You will now repeat the test with the two PSS out
of service (value=0 in the PSS constant block). Restart simulation. Notice
that the system is unstable without PSS. You can compare results
with and without PSS by double clicking on the 2nd blue block on the right
side. You can also compare the results obtained with the two solution methods
'Detailed' and 'Phasor' by double-clicking on the first blue block on the
right side.
Note: This system
is naturally unstable without PSS, even for small disturbances. For example,
if you remove the fault (by deselecting phase A in the Fault Breaker) and
apply a Pref step of 0.05 pu on machine 1, you will see the unstability
slowly building up after a few seconds.
3.
Three-phase fault - Impact of SVC - two PSS in service
You will now apply a 3-phase fault and observe the impact
of the SVC for stabilizing the network during a severe contingency. Put
the two PSS (Pa type) in service (value=1 in the PSS constant
block. Reprogram the 'Fault Breaker' block in order to apply a 3-phase-to-ground
fault. Verify that the SVC is in fixed susceptance mode with Bref = 0.
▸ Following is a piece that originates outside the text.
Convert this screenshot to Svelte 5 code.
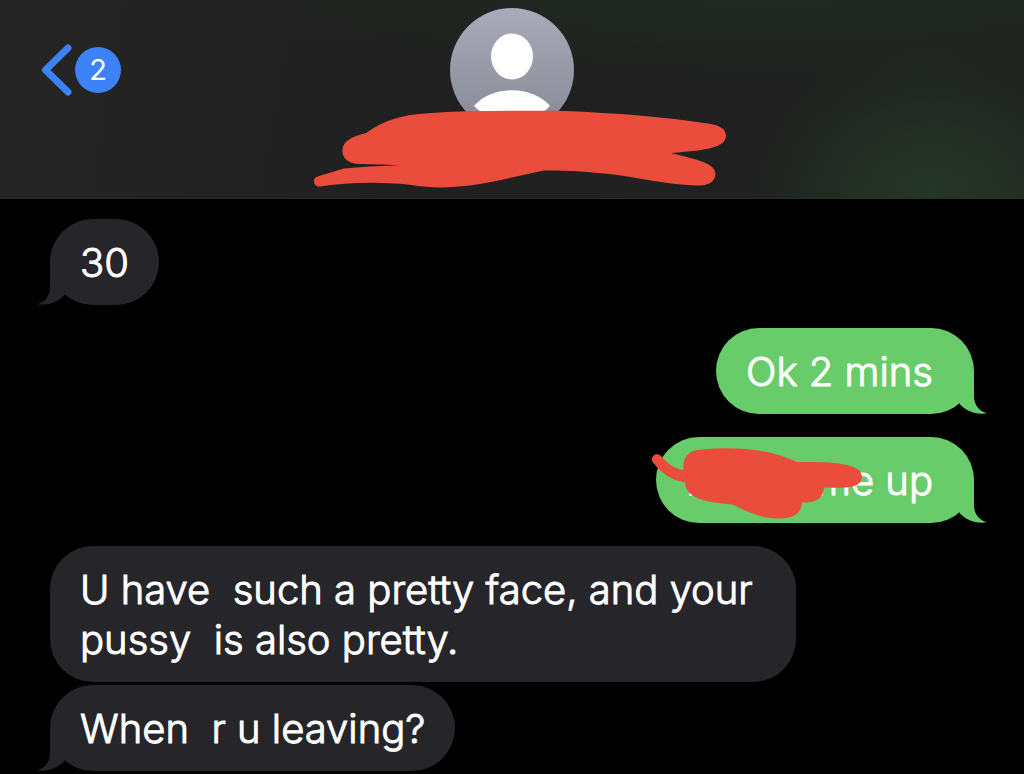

Start the simulation. By looking at the d_theta1_2 signal, you should observe
that the two machines quickly fall out of synchronism after fault clearing.
In order not to pursue unnecessary simulation, the Simulink 'Stop' block
is used to stop the simulation when the angle difference reaches 3*360degrees.
Now open the SVC block menu and change the SVC mode of
operation to 'Voltage regulation'. The SVC will now try to support the
voltage by injecting reactive power on the line when the voltage is lower
than the reference voltage (1.009 pu). The chosen SVC reference voltage
corresponds to the bus voltage with the SVC out of service. In steady state
the SVC will therefore be 'floating' and waiting for voltage compensation
when voltage departs from its reference set point.
Restart simulation and observe that the system is now stable
with a 3-phase fault. You can compare results with and without SVC by double
clicking on the 3rd blue block on the right side.